Le conoscenze sul valore salutistico dell’Annurca e di altre mele del gruppo Rosa, hanno contribuito a risvegliare l’interesse sulla mela Rosa Romana dell’Appennino. È questa, infatti, la denominazione, proposta quale marchio dall’Associazione di scopo costituitasi recentemente nell’Alta Valle del Reno, per identificare e tutelare commercialmente le produzioni della mela Rosa Romana nei due versanti appenninici tosco-emiliani; mele ottenute sia dalle vecchie coltivazioni sia, come si auspica, da nuovi impianti che cominciano a sorgere, sia pure sporadicamente.
L'indagine dell'Università di Bologna
Lo studio è stato condotto nell’arco di un triennio dall’Università di Bologna (DiSTAL), con la collaborazione di coltivatori e operatori commerciali e industriali dell’Alta Valle del Reno, e si proponeva di individuare i profili fenolici nell’ambito di un confronto fra queste due storiche varietà di melo, Rosa Romana e Annurca; la prima, ormai abbandonata, ma per secoli dominante presenza nell’Appennino tosco-emiliano, e la seconda testimone attuale della più antica coltivazione del melo in Campania e in altre aree del Sud. Annurca, già nota ai romani, è tuttora commercialmente apprezzata sui mercati nazionali ed europei, tanto che ne viene stimata una produzione di oltre 30.000 t, mentre della Rosa Romana la produzione stimata è di appena 500 t, comunque non in grado di esercitare un significativo impatto di mercato.
![mela Rosa Romana](https://rivistafrutticoltura.edagricole.it/wp-content/uploads/sites/18/2020/12/Costa_Rosa-Romana_36_2020_foto-3-600x322.jpg)
I risultati sui profili fenolici della mela Rosa Romana
I risultati analitici sul contenuto sono disponibili nell’articolo integrale pubblicato sulla
rivista di Frutticoltura n. 9/2020
Potenzialità ma non senza limiti
In conclusione, si conferma che la Rosa Romana dell’Appennino è una mela unica nel suo genere, di tipologia ben differente dalle altre mele per forma, colorazione, aspetto, qualità estetiche, gustative e di conservazione.
Questa eccellenza qualitativa si combina e viene esaltata da fattori territoriali-ambientali (climatici e pedologici) che la rendono incomparabile alle mele della stessa varietà coltivate in pianura.
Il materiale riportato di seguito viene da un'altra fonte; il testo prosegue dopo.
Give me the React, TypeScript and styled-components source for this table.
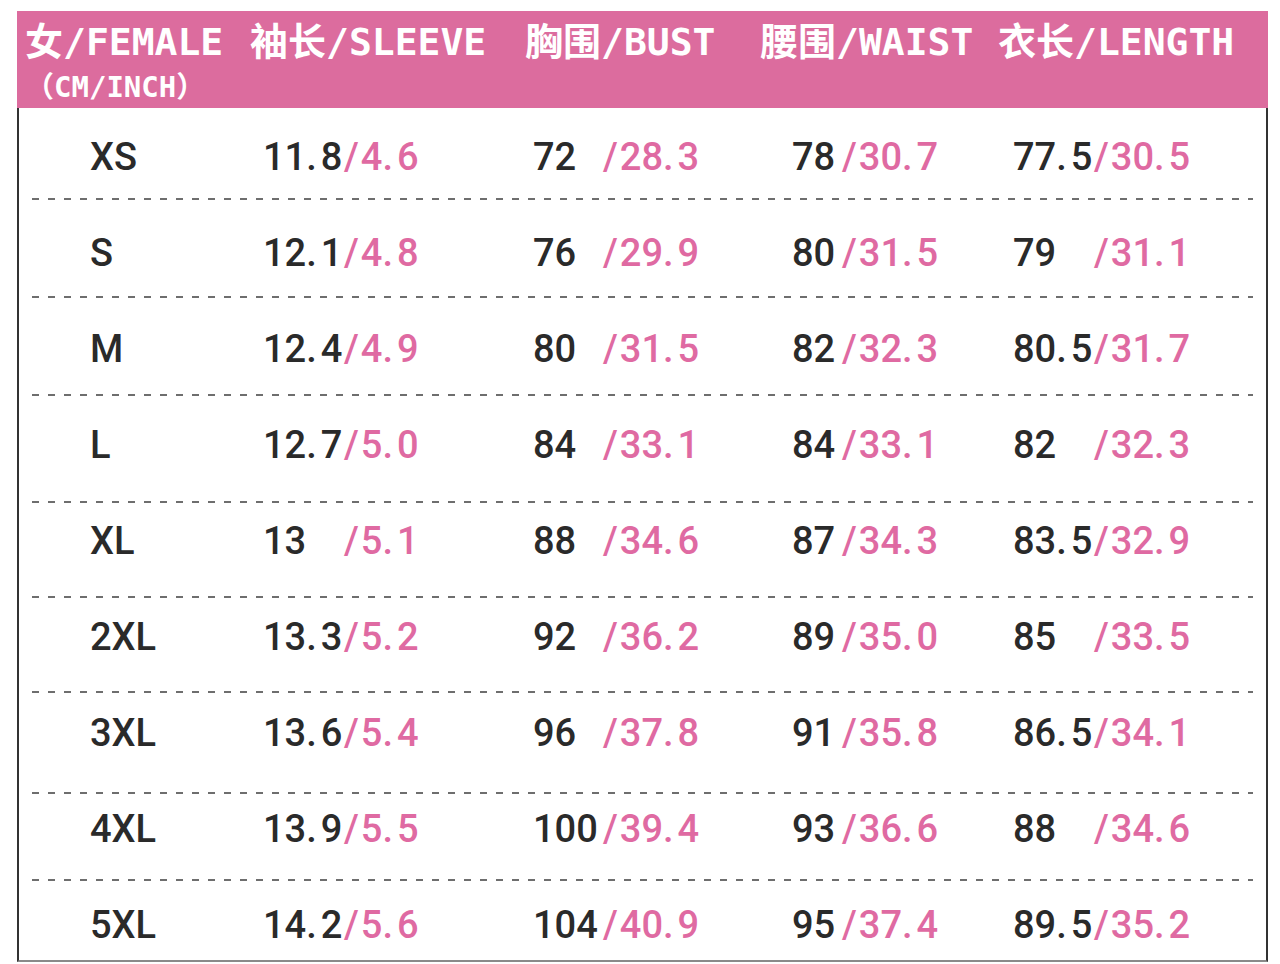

Grande, dunque, è il suo potenziale commerciale, di cui si intravede lo sviluppo intrapreso da imprenditori dell’alta Valle del Reno, che ne stanno riprendendo la coltivazione.
![mela Rosa Romana](https://rivistafrutticoltura.edagricole.it/wp-content/uploads/sites/18/2020/12/Costa_Rosa-Romana_36_2020_foto-4-533x400.jpg)
Si deve però tener conto che questa ripresa non è facile: vari punti deboli emersi nelle ultime annate, in parte conseguenti alle variazioni climatiche, vanno considerati; riguardano la produttività degli alberi, medio-bassa e incostante (anche perchè triploide); la pezzatura ridotta dei frutti, specie alle altitudini maggiori. La suscettibilità a ticchiolatura, oidio, butteratura amara e riscaldo superficiale è elevata e occorre dunque programmare una tecnica colturale molto accurata (fertirrigazione, irrigazione e difesa sanitaria), con interventi e input chimici difficili da rendere compatibili con un’auspicabile produzione biologica.